This project aims to address the critical issue of credit card fraud detection by leveraging the power of R, a versatile programming language widely used for data analysis and machine learning. By employing advanced analytical techniques and machine learning algorithms, I seek to build a reliable and efficient fraud detection system that can identify and prevent fraudulent credit card transactions in real-time.
The primary objective of this project is to create a predictive model that can accurately classify transactions as either fraudulent or legitimate. To achieve this, I used historical credit card transaction data, which includes a mixture of both fraudulent and non-fraudulent instances. By extracting meaningful patterns and features from the data, I trained a machine learning model capable of distinguishing between genuine transactions and fraudulent activities.

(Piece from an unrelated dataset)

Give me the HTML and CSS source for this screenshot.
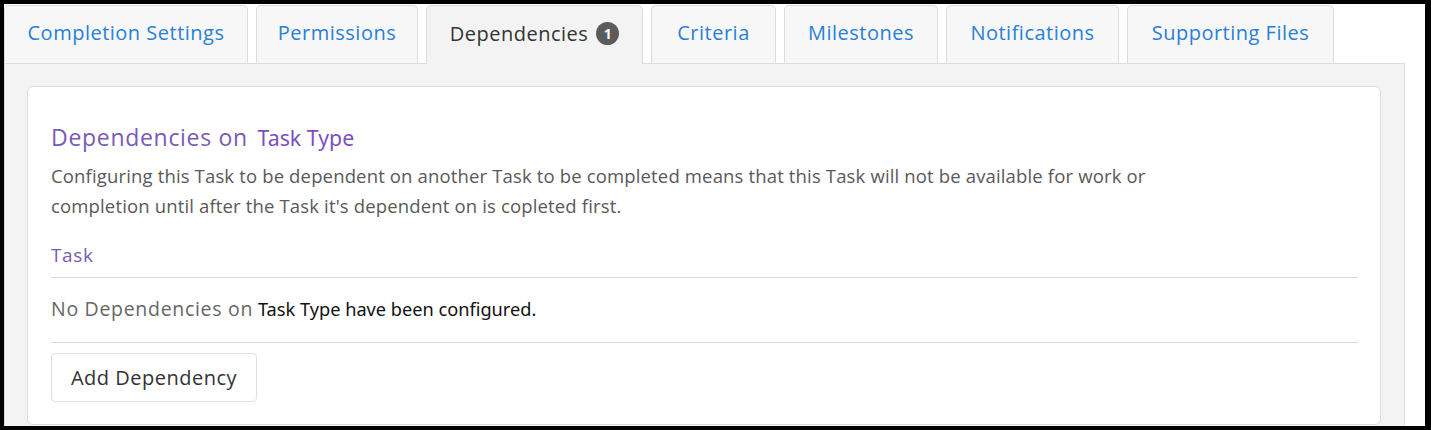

For our R project we utilized historical credit card transaction data(creditcard.csv), which includes a mixture of both fraudulent and non-fraudulent instances. This dataset is taken from Kaggle. The dataset here contains transactions made by credit cards in September 2013 by european cardholders. This dataset presents transactions that occurred in two days, where we have 492 frauds out of 284,807 transactions. The dataset is highly unbalanced, the positive class (frauds) account for 0.172% of all transactions.
ranger
caret
rpart
caTools
pROC
neuralnet
gbm
Firstly I imported the datasets that contain transactions made by credit cards. To perform analysis, reading of data set is done using command read.csv
.Then I explored the data that is contained in the creditcard_data dataframe. After displaying the creditcard_data using the head()
function as well as the tail()
function, we proceeded to explore the other components of this dataframe.
In this section of the project, I scaled the data using the scale()
function. I applied this to the amount component of our creditcard_data amount. With the help of scaling, the data is structured according to a specified range. Therefore, there are no extreme values in the dataset that might interfere with the functioning of the model.
After standardizing the entire dataset, I split the dataset into training set as well as test set with a split ratio of 0.80. This means that 80%
of the data will be attributed to the train_data
whereas 20%
will be attributed to the test_data
. I then found the dimensions using the dim()
function.
In this section of the project, I fit the first model. I began with logistic regression. I used it for modeling the outcome probability of fraud/not fraud. I proceeded to implement this model on the test data. Once I summarised the model, I visualized it through plots. In order to assess the performance of the model, I portrayed the Receiver Optimistic Characteristics or ROC curve. For this, I first imported the ROC package and then plotted the ROC curve to analyze its performance.
Next, I implemented a decision tree algorithm to plot the outcomes of a decision through which I could conclude as to what class the object belongs to. I then implemented the decision tree model and plotted it using the rpart.plot()
function. I specifically used the recursive parting to plot the decision tree.
Artificial Neural Networks are a type of machine learning algorithm that are modeled after the human nervous system. The ANN models are able to learn the patterns using the historical data and are able to perform classification on the input data. I imported the neuralnet package that allowed me to implement the ANNs. Then I proceeded to plot it using the plot()
function. Now, in the case of Artificial Neural Networks, there is a range of values that is between 1 and 0. I set a threshold of 0.5, that is, values above 0.5 will correspond to 1 and the rest will be 0.
Gradient Boosting is a popular machine learning algorithm that is used to perform classification and regression tasks. This model comprises of several underlying ensemble models like weak decision trees. These decision trees combine together to form a strong model of gradient boosting. I implemented gradient descent algorithm in the model.
In the last section of the project, I calculated and plotted an ROC curve measuring the sensitivity and specificity of the model. The print command plots the curve and calculates the area under the curve. The area of a ROC curve can be a test of the sensivity and accuracy of a model.
Concluding our R Data Science project, I learnt how to develop a credit card fraud detection model using machine learning. I used a variety of ML algorithms to implement this model and also plotted the respective performance curves for the models. I also learnt how data can be analyzed and visualized to discern fraudulent transactions from other types of data.